Facing Grief and Finding Healing

00:23:12
Speaker
It's part of what all of us are going to experience.
00:23:15
Speaker
And the question you have to ask yourself is, are you going to let yourself feel those emotions that a lot of us spend a ton of energy running from, trying to suppress, trying to pretend that aren't there? And really all that does is that prolongs the damage that grief can do, because we're all going to experience those waves of grief, whether that is a divorce or a loss of a loved one or a dog or whatever it may be. We, we don't get to escape grief.
00:23:46
Speaker
So you have to ask yourself, how are you going to choose to respond to it? Do I do it perfect all the time? Absolutely not. Was part of, for me, part of the reason why this wave of grief felt so intense was because, like I said, I had told myself, oh, I've moved on.
00:24:05
Speaker
I have rebuilt my life. I've processed that grief from my divorce and now that is quote unquote behind me, but that's not behind me. That's just part of my life story, part of my journey. But if you're willing to let yourself feel that and ride those waves,
00:24:24
Speaker
I'm telling you, it's going to open up this other side of that wave where it's just like if you were to ride an actual wave, the more that you learn how to ride it instead of get buried by it, then the more you're able to stay above the water instead of under it. And not only that, it gives you more strength. Today, if you would have asked me three days ago to record a podcast, I'd have told you to go fuck yourself.
00:24:54
Speaker
I genuinely, I did not want to be seen, be heard, be anything. I wanted to escape. I wanted to run and hide. I wanted to go to all my coping mechanisms.
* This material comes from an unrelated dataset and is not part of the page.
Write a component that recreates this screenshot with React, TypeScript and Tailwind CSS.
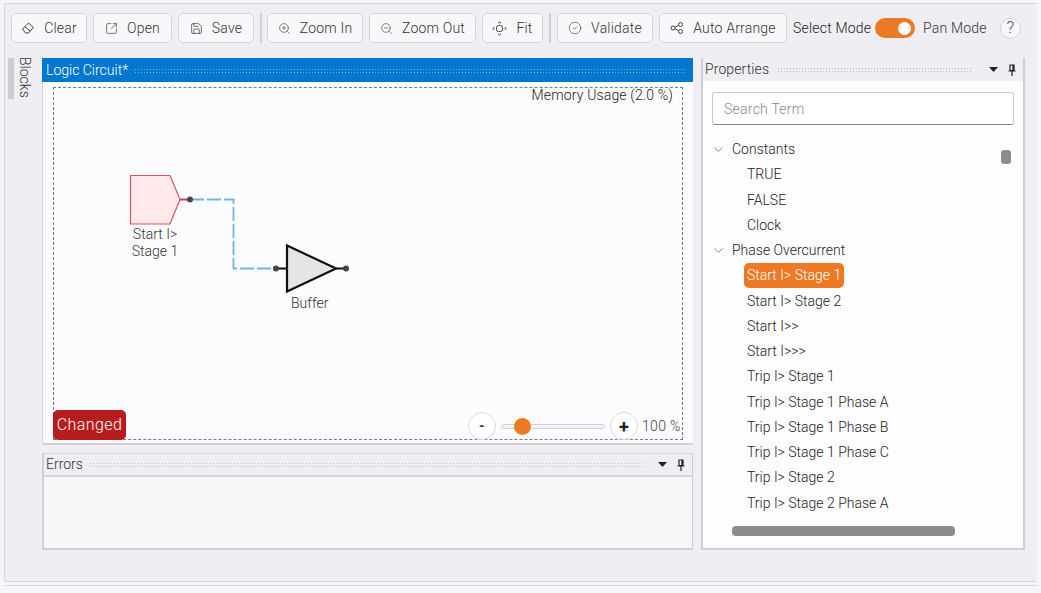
import React from "react";
import { ChevronDown, CircleCheck, Save, SquareArrowOutUpRight, ZoomIn, ZoomOut } from "lucide-react";

const font = "font-['Roboto','Liberation_Sans',sans-serif]";

function EraserIcon() {
  return (
    <svg width="14" height="14" viewBox="0 0 14 14" fill="none" stroke="#444" strokeWidth="1">
      <path d="M1.5 8 L7.5 2 L12.5 6.5 L7.5 12 H4.5 Z" />
      <path d="M3.8 5.8 L9 10" />
    </svg>
  );
}

function FitIcon() {
  return (
    <svg width="15" height="15" viewBox="0 0 15 15" fill="none" stroke="#444" strokeWidth="1">
      <rect x="4.5" y="4.5" width="6" height="6" rx="2" />
      <path d="M6 2.2 L7.5 1 L9 2.2 M6 12.8 L7.5 14 L9 12.8 M2.2 6 L1 7.5 L2.2 9 M12.8 6 L14 7.5 L12.8 9" />
    </svg>
  );
}

function ArrangeIcon() {
  return (
    <svg width="14" height="14" viewBox="0 0 14 14" fill="none" stroke="#444" strokeWidth="1">
      <circle cx="3" cy="7" r="2" />
      <circle cx="10.5" cy="3.5" r="2" />
      <circle cx="10.5" cy="10.5" r="2" />
      <path d="M5 6.3 L8.6 4.3 M5 7.7 L8.6 9.7" />
    </svg>
  );
}

function ToolButton({ icon, label, w, gap = "gap-[9px]" }: { icon: React.ReactNode; label: string; w: string; gap?: string }) {
  return (
    <button className={`${w} ${gap} h-[30px] shrink-0 flex items-center justify-center rounded-[5px] border border-[#d4d4da] bg-[#f8f8fa] text-[14px] font-light tracking-[0.2px] text-[#333]`}>
      {icon}
      <span>{label}</span>
    </button>
  );
}

function Sep({ tight = false }: { tight?: boolean }) {
  return <div className={`w-[2px] h-[30px] bg-[#d0d0d6] shrink-0 ${tight ? "-mr-px" : ""}`} />;
}

function Grip({ color = "#b9b9c0" }: { color?: string }) {
  return (
    <div
      className="flex-1 h-[5px] bg-[length:3px_3px]"
      style={{ backgroundImage: `radial-gradient(${color} 0.7px, transparent 0.8px)` }}
    />
  );
}

function PanelTools() {
  return (
    <div className="flex items-center gap-[10px] pl-[8px] pr-[7px]">
      <svg width="9" height="5" viewBox="0 0 9 5"><path d="M0 0 H9 L4.5 5 Z" fill="#222" /></svg>
      <svg width="8" height="12" viewBox="0 0 8 12" fill="none" stroke="#222" strokeWidth="1.2">
        <path d="M2 1 H6 V6.5 H2 Z M5 1 V6.5 M0.5 7 H7.5 M4 7 V12" />
      </svg>
    </div>
  );
}

const groups: { title: string; items: string[] }[] = [
  { title: "Constants", items: ["TRUE", "FALSE", "Clock"] },
  {
    title: "Phase Overcurrent",
    items: [
      "Start I> Stage 1",
      "Start I> Stage 2",
      "Start I>>",
      "Start I>>>",
      "Trip I> Stage 1",
      "Trip I> Stage 1 Phase A",
      "Trip I> Stage 1 Phase B",
      "Trip I> Stage 1 Phase C",
      "Trip I> Stage 2",
      "Trip I> Stage 2 Phase A",
      "Trip I> Stage 2 Phase B",
    ],
  },
];

function Circuit() {
  return (
    <svg className="absolute left-[75px] top-[86px]" width="230" height="130" viewBox="0 0 230 130" fill="none">
      <path d="M1.5 1.5 H41 L51 25.5 L41 50 H1.5 Z" fill="#ffe9ea" stroke="#d6555c" strokeWidth="1.2" />
      <path d="M51 25.5 H61" stroke="#c2464c" strokeWidth="2" />
      <path d="M61 25.5 H104.5 V94.5 H147" stroke="#6db6ea" strokeWidth="1.8" strokeDasharray="14 3" />
      <circle cx="61" cy="25.5" r="3" fill="#3f4a55" />
      <path d="M147 94.5 H158" stroke="#111" strokeWidth="2" />
      <path d="M158 71.5 L207 94.5 L158 117.5 Z" fill="#e5e5e5" stroke="#111" strokeWidth="2.2" />
      <path d="M207 94.5 H217" stroke="#111" strokeWidth="2" />
      <circle cx="147" cy="94.5" r="3" fill="#444" />
      <circle cx="217" cy="94.5" r="3" fill="#444" />
    </svg>
  );
}

export default function App() {
  return (
    <div className={`${font} w-[1041px] h-[593px] overflow-hidden bg-[#f6f6f8] pt-[3px] pl-[4px] pr-[4px] flex flex-col`}>
      <div className="h-[579px] shrink-0 border border-[#d6d6da] border-r-[#f2f2f5] bg-[#eeeef3] flex flex-col">
        <div className="h-[54px] shrink-0 flex items-start pt-[9px] pl-[6px] gap-[6px]">
          <ToolButton icon={<EraserIcon />} label="Clear" w="w-[76px]" />
          <ToolButton icon={<SquareArrowOutUpRight size={13} strokeWidth={1.3} color="#444" />} label="Open" w="w-[79px]" />
          <ToolButton icon={<Save size={13} strokeWidth={1.4} color="#444" />} label="Save" w="w-[76px]" />
          <Sep tight />
          <ToolButton icon={<ZoomIn size={13} strokeWidth={1.2} color="#444" />} label="Zoom In" w="w-[96px]" />
          <ToolButton icon={<ZoomOut size={13} strokeWidth={1.2} color="#444" />} label="Zoom Out" w="w-[107px]" />
          <ToolButton icon={<FitIcon />} label="Fit" w="w-[61px]" />
          <Sep />
          <ToolButton icon={<CircleCheck size={14} strokeWidth={1.1} color="#444" />} label="Validate" w="w-[96px]" />
          <ToolButton icon={<ArrangeIcon />} label="Auto Arrange" w="w-[128px]" />
          <div className="flex items-center h-[30px] text-[14px] font-light tracking-[0.2px] text-[#222]">
            <span className="w-[82px]">Select Mode</span>
            <div className="w-[40px] h-[20px] rounded-full bg-[#ec7a24] flex items-center justify-end pr-[4px]">
              <div className="w-[13px] h-[13px] rounded-full bg-white" />
            </div>
            <span className="ml-[8px] w-[77px] text-[#333]">Pan Mode</span>
            <div className="w-[21px] h-[21px] rounded-full border border-[#d2d2d8] bg-[#f8f8fa] flex items-center justify-center text-[17px] font-light text-[#555]">?</div>
          </div>
        </div>

        <div className="flex flex-1 min-h-0">
          <div className="w-[37px] shrink-0 flex pl-[3px]">
            <div className="w-[6px] h-[41px] bg-[#ccccd6]" />
            <div className="ml-[5px] -mt-[1px] h-[43px] [writing-mode:vertical-rl] text-[14px] font-light text-[#333] leading-[12px]">Blocks</div>
          </div>

          <div className="w-[651px] shrink-0 flex flex-col">
            <div className="h-[387px] shrink-0 flex flex-col border-b-[2px] border-[#d2d2d8] bg-white">
              <div className="h-[24px] shrink-0 bg-[#0078d0] flex items-center pl-[4px] pr-[8px] gap-[6px] text-[14px] font-light text-white">
                <span>Logic Circuit*</span>
                <Grip color="#7db8e6" />
              </div>
              <div className="flex-1 bg-[#fcfcff] border-l border-[#d2d2d8] pl-[10px] pr-[10px] pt-[5px] pb-[3px]">
                <div className="relative h-full border border-dashed border-[#7c7c7c] flex flex-col justify-between">
                  <div className="-mt-px text-right text-[14px] font-light tracking-[0.15px] text-[#222] leading-[16px] pr-[9px]">Memory Usage (2.0 %)</div>
                  <div className="flex items-end justify-between h-[30px] -mb-px -ml-px">
                    <div className="w-[73px] h-[30px] rounded-[5px] bg-[#b71c1c] text-white text-[16px] font-light tracking-[0.4px] flex items-center justify-center">Changed</div>
                    <div className="flex items-center text-[14px] font-light tracking-[0.3px] text-[#444] h-[28px]">
                      <button className="w-[28px] h-[28px] rounded-full border border-[#d8d8de] bg-white text-[#333] font-bold flex items-center justify-center text-[14px]">-</button>
                      <div className="relative w-[104px] h-[5px] rounded-full border border-[#d0d0d6] bg-[#f4f4f6] ml-[5px]">
                        <div className="absolute left-[12px] -top-[7px] w-[17px] h-[17px] rounded-full bg-[#ec7a24]" />
                      </div>
                      <button className="w-[28px] h-[28px] rounded-full border border-[#d8d8de] bg-white text-[#222] font-bold flex items-center justify-center text-[18px] ml-[5px]">+</button>
                      <span className="w-[44px] pl-[4px] whitespace-nowrap">100 %</span>
                    </div>
                  </div>
                  <div className="absolute left-[76px] top-[138px] w-[50px] text-center text-[14px] font-light leading-[17px] text-[#333]">Start I&gt; Stage 1</div>
                  <div className="absolute left-[237px] top-[207px] text-[14px] font-light leading-[17px] text-[#333]">Buffer</div>
                  <Circuit />
                </div>
              </div>
            </div>
            <div className="h-[8px] shrink-0" />
            <div className="h-[97px] shrink-0 border-2 border-t-0 border-[#cfcfd6] border-r-[1px] flex flex-col bg-[#f6f6f7]">
              <div className="h-[24px] shrink-0 bg-[#eeeef3] border-t border-b-2 border-[#d4d4da] flex items-center pl-[2px] text-[14px] font-light text-[#333] gap-[6px]">
                <span>Errors</span>
                <Grip />
                <PanelTools />
              </div>
            </div>
          </div>

          <div className="w-[8px] shrink-0" />

          <div className="w-[324px] h-[492px] shrink-0 flex flex-col border-x-2 border-b-2 border-[#cfcfd6]">
            <div className="h-[23px] shrink-0 flex items-center pl-[2px] text-[14px] font-light tracking-[0.1px] text-[#333] gap-[8px] bg-[#eeeef3]">
              <span>Properties</span>
              <Grip />
              <PanelTools />
            </div>
            <div className="relative flex-1 min-h-0 bg-[#fdfdff] rounded-t-[3px] overflow-hidden pl-[9px] pr-[9px] pt-[11px]">
              <div className="h-[33px] rounded-[3px] border border-[#c8c8cc] border-b-[#888] bg-white flex items-center pl-[11px] pt-[2px] text-[14px] font-light tracking-[0.25px] text-[#888]">Search Term</div>
              <div className="mt-[12px] h-[384px] overflow-hidden text-[14px] font-light text-[#222]">
                {groups.map((g) => (
                  <div key={g.title}>
                    <div className="h-[25.25px] flex items-center gap-[6px] -ml-[1px]">
                      <ChevronDown size={15} strokeWidth={1} color="#444" />
                      <span>{g.title}</span>
                    </div>
                    {g.items.map((it) => (
                      <div key={it} className="h-[25.25px] flex items-center pl-[35px]">
                        <span className={it === "Start I> Stage 1" ? "bg-[#ec7a24] text-white rounded-[5px] -ml-[3px] px-[3px] h-[25px] flex items-center" : ""}>{it}</span>
                      </div>
                    ))}
                  </div>
                ))}
              </div>
              <div className="absolute right-[12px] top-[69px] w-[10px] h-[14px] rounded-[3px] bg-[#8c8c8c]" />
              <div className="absolute left-[29px] bottom-[12px] w-[223px] h-[10px] rounded-[4px] bg-[#8c8c8c]" />
            </div>
          </div>
        </div>
      </div>
      <div className="h-[3px] shrink-0" />
      <div className="flex-1 border-t border-[#d6d6da]" />
    </div>
  );
}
I wanted to not feel what I was feeling, but letting myself feel those things.
00:25:16
Speaker
and then having the support of friends, having the support of my wife, having the understanding and the need to know that I need to be able to balance this grief with gratitude and love and appreciation. Now on the other side of it, I'm sitting here recording this podcast.

Embracing Grief for Growth and Connection

00:25:34
Speaker
I feel freshly invigorated for life. Looking back on that,
00:25:41
Speaker
And my point in all of this is you don't know, you don't get to decide when grief comes knocking at the door. Just like you don't get to decide when say a loved one passes. What you do get to decide is how you respond to it, how you process it, how you choose to be present with it or choose to run and hide from it. But no matter how far you run and no matter how much you hide, you cannot escape it.
00:26:11
Speaker
So I'd encourage you, I challenge you, I dare you to choose to live as a man with your heart open. And that is really, really hard and painful at times. But on the other side of that, like I said, with my wife, I feel more connected to her now.
00:26:34
Speaker
because I rode that wave and she responded and gave me space and gave me connection and empathy. And now I feel closer to her. Now I feel more in love with her. Now with my podcast, I feel freshly invigorated to be able to share and to get guests on and to drive that ship forward with my coaching business with like, there's this new sense of life.
00:27:00
Speaker
I know it's cliche, but they say, you know, it's the, the night is darkest before the dawn. Well, that could be a five year process with somebody with terminal illness that is horrible. Or for me, it could be a week of a, of a wave of grief that I didn't anticipate coming and felt like it wiped me out for a couple of days. And the, the challenge in that is learning how to give yourself grace.
00:27:28
Speaker
because grief is real, it is hard, it makes it hard to want to do some of the simplest things. And so giving yourself grace and backing off, like I said, I had all these to-dos that I wanted to check off and I got done maybe 15% of what I wanted to get done this last week.
00:27:54
Speaker
But were those to-do lists really that important compared to learning to live with my heart open and my heart present? Because now, now that I'm not trying to suppress it and hide it and run from it, now that I've moved through that wave and I feel freshly invigorated and alive, those to-do lists, now I'm chomping at the bit to get those to-do list things done.
00:28:19
Speaker
not in the sense of feeling behind, but there's this new side of life that I feel tangibly in my heart because I let myself feel that grief. So if you find yourself in a wave of grief,
00:28:36
Speaker
I encourage you, I implore you to learn how to lean into it, to learn how to know when you need space to grieve by yourself, but also know when you need to risk picking up the phone, going over to a friend's house, reaching out to someone, being real, being raw, being vulnerable because that vulnerability invites deeper connection, intimacy, and healing for your heart.